__WORK TO BE COMPLETED__: Look through the data below. Pick out the lines holding the string "React".

<<<<

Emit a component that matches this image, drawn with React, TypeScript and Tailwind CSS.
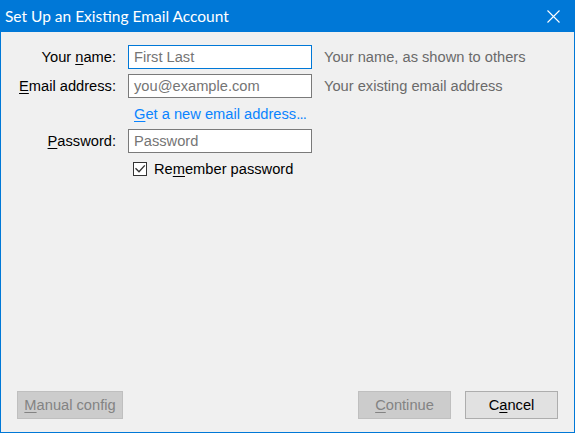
import React from "react";

const F = { fontFamily: '"Liberation Sans", Arial, sans-serif' };

function Row({ label, children }: { label: React.ReactNode; children: React.ReactNode }) {
  return (
    <div className="flex items-center h-[24px]">
      <div className="w-[115px] text-right text-[14.67px] text-black leading-none">{label}</div>
      <div className="ml-[12px] flex items-center">{children}</div>
    </div>
  );
}

export default function App() {
  return (
    <div
      className="w-[575px] h-[433px] flex flex-col bg-[#f0f0f0] border border-[#0078d7] overflow-hidden"
      style={F}
    >
      <div className="bg-[#0078d7] flex items-center justify-between shrink-0 -mx-px -mt-px pl-[5px] pr-[15px] h-[32px]">
        <span
          className="text-white text-[15.5px] leading-none mt-[2px]"
          style={{ fontFamily: 'Lato, "Noto Sans", sans-serif' }}
        >
          Set Up an Existing Email Account
        </span>
        <svg width="13" height="13" viewBox="0 0 13 13" className="mt-[1px]">
          <path d="M0.5 0.5 L12.5 12.5 M12.5 0.5 L0.5 12.5" stroke="white" strokeWidth="1.1" fill="none" />
        </svg>
      </div>

      <div className="flex flex-col pt-[13px] flex-1">
        <Row
          label={
            <>
              Your <span className="underline underline-offset-2">n</span>ame:
            </>
          }
        >
          <div className="w-[184px] h-[24px] border border-[#0078d7] bg-white flex items-center pl-[5px] text-[14.67px] text-[#757575]">
            First Last
          </div>
          <span className="ml-[12px] text-[14.67px] text-[#6a6a6a]">Your name, as shown to others</span>
        </Row>
        <div className="mt-[5px]">
          <Row
            label={
              <>
                <span className="underline underline-offset-2">E</span>mail address:
              </>
            }
          >
            <div className="w-[184px] h-[24px] border border-[#7a7a7a] bg-white flex items-center pl-[5px] text-[14.67px] text-[#757575]">
              you@example.com
            </div>
            <span className="ml-[12px] text-[14.67px] text-[#6a6a6a]">Your existing email address</span>
          </Row>
        </div>
        <div className="h-[31px] flex items-center pl-[133px]">
          <span className="text-[14.67px] text-[#0a84ff] leading-none mt-[1px]">
            <span className="underline underline-offset-2">G</span>et a new email address
            <span className="tracking-[-0.8px]">...</span>
          </span>
        </div>
        <Row
          label={
            <>
              <span className="underline underline-offset-2">P</span>assword:
            </>
          }
        >
          <div className="w-[184px] h-[24px] border border-[#7a7a7a] bg-white flex items-center pl-[5px] text-[14.67px] text-[#757575]">
            Password
          </div>
        </Row>
        <div className="mt-[4px] h-[24px] flex items-center pl-[132px]">
          <div className="w-[14px] h-[14px] border border-[#333333] bg-white relative">
            <svg width="12" height="12" viewBox="0 0 12 12" className="absolute left-0 top-0">
              <path d="M1.5 5.2 L5 8.7 L10.8 2.4" stroke="#333333" strokeWidth="1.4" fill="none" />
            </svg>
          </div>
          <span className="ml-[7px] text-[14.67px] text-black">
            Re<span className="underline underline-offset-2">m</span>ember password
          </span>
        </div>

        <div className="flex-1" />

        <div className="flex items-center pl-[16px] pr-[16px] pb-[13px]">
          <div className="w-[106px] h-[28px] bg-[#cccccc] border border-[#bfbfbf] flex items-center justify-center text-[14.67px] text-[#838383]">
            <span>
              <span className="underline underline-offset-2">M</span>anual config
            </span>
          </div>
          <div className="flex-1" />
          <div className="w-[93px] h-[28px] bg-[#cccccc] border border-[#bfbfbf] flex items-center justify-center text-[14.67px] text-[#838383]">
            <span>
              <span className="underline underline-offset-2">C</span>ontinue
            </span>
          </div>
          <div className="ml-[14px] w-[93px] h-[28px] bg-[#e1e1e1] border border-[#adadad] flex items-center justify-center text-[14.67px] text-black">
            <span>
              C<span className="underline underline-offset-2">a</span>ncel
            </span>
          </div>
        </div>
      </div>
    </div>
  );
}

>>>>

__EXERCISE ANSWER__:
Emit a component that matches this image, drawn with React, TypeScript and Tailwind CSS.
import React from "react";
function Row({ label, children }: { label: React.ReactNode; children: React.ReactNode }) {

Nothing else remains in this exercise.